The boys saw the shooting. The boys saw the shooter. The boys saw him one day later.

He stood across the street. He stood by Judy Brown's pad.

James Mukes saw him. James yelled at Leodis and Alfonzo. James yelled, “There's the man that did the shooting.”

The man ran off. The boys told Ms. McDonald.

Autrey braced Judy Brown. She offered this story:

The man sounds like Curly Scott. Curly knocked up her daughter.

She had her baby. Curly came around less.

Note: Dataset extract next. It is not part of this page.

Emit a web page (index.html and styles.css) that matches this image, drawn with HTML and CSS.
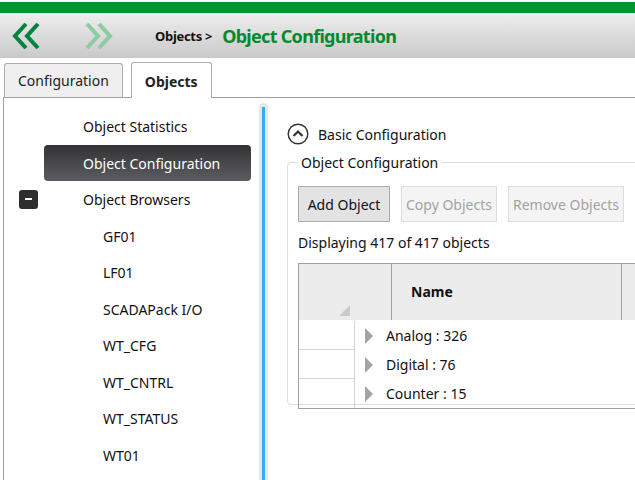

Curly was tall and skinny. Curly was clean-shaven. Curly lived at 7339 Phillips.

Autrey checked Curly out. Detective D. W. Cook assisted.

They learned:

Curly had priors. Curly had bond forfeits. Curly had warrants extant.

Curly had four recent addresses. The Phillips pad plus three.

Autrey and Cook looked for Curly. Autrey and Cook tapped out.

Owen and Ellis rigged a photo spread.

They laid in a Curly Scott mug shot. They laid in four random males.

Witness Hubbard viewed the spread. He did not see the shooter. Witness Hubbard viewed Witness Skillern's composite. He said it resembled the dude.

Witness Amos viewed the spread. She did not see the shooter.

Witness Skillern viewed the spread. She did not see the shooter.

Witness Etuk viewed the spread. She did not see the shooter.

Owen and Ellis looked for Witness Grady. Owen and Ellis tapped out.

The Lambert job was one week old. The Lambert job was dead.

Owen and Ellis got a call. A wrecker-driver offered this story:

It's 5/13. It's 10:00 p.m. He's out in his truck.

He passes Stuebner Air Line and Gulf Bank. He's close to Safeway. He spots two black males in a Plymouth.

They look “suspicious.” He tails them. He nails their license plate.

The black males see the truck. The black males speed up. The black males vanish.

Owen and Ellis traced the Plymouth. The owner: one Linda Ann Thomas.

Owen and Ellis braced Ms. Thomas. She offered this story:

Her son drove the car. She never did. She supplied her son's stats.

Reginald Thomas/black male/DOB 4/6/63.

Reginald Thomas called Homicide. He offered this story:

He shopped at Safeway. His girlfriend lived close. He bought their babies' diapers there.

Owen and Ellis braced Thomas. Owen and Ellis rebraced Ms. Thomas.

Thomas stated:

He went out that night. He picked up his girlfriend. He arrived at 7:30 or 8:00.

They split. They parked off Stuebner Air Line. A truck pulled up. The driver killed his lights.

Thomas freaked. Thomas drove his girlfriend home. They arrived around 10:00.

Thomas viewed the composite. Thomas did not know the man.

Ms. Thomas said she had two more sons. Their names: Earnest and Melvin.

Melvin was in jail. The charge was Murder.

OWEN AND ELLIS made calls. Cook and Autrey ran point.

Melvin Thomas: Case 24251061.

A gunshot murder. A .22 pistol. No weapon received.

“Another suspect” tossed it. Location unknown.

Cook and Autrey called the lab. The lab ran tests.

The Thomas slug. The Lambert slug. Let's compare.

No go.

The Thomas slug was scarred. The comparison failed.

Owen and Autrey called Juvie Probation. They learned:

Melvin Thomas was popped on 5/12. Melvin Thomas did not kill Bobby Lambert.

Cook and Autrey rehit Safeway. The manager viewed the composite.

He stated:

It looked like a shoplifter. He popped him some months back.

He was about 19. He was 5′10″ to 6′. He was very thin.

The manager checked his records. The manager tapped out.

No file notes. No complaint report.

Cook and Autrey ran computer checks. Cook and Autrey tapped out.

No complaint listing. No numbers extant.

The Lambert job was twelve days old. The Lambert job was dead.

ROBBERY CALLED HOMICIDE. Detective J. W. Whiteley called Autrey.

Whiteley popped a kid. He resembled the composite. He packed a .22.

He was seventeen. His name was Gary Graham.

Graham was a heist guy. Graham went on a heist spree. Graham used various weapons.

His spree dates: 5/14 to 5/20.

They popped Graham on 5/20. They ran lineups. The heist vics ID'd Graham.

Graham was a heist guy. Graham was a rape-o. They popped him this way:

Gary Graham in 2002. He asked his supporters to show up at his prison “with rifles, shotguns, AK-47s, and whatever else is necessary to protect our rights.”
(Copyright © Houston Chronicle)

5/20/81. About 3:00 a.m. A cabbie stops for gas.

She's female. She's in her cab. She's 57 years old.

She pumps gas. Gary Graham walks up.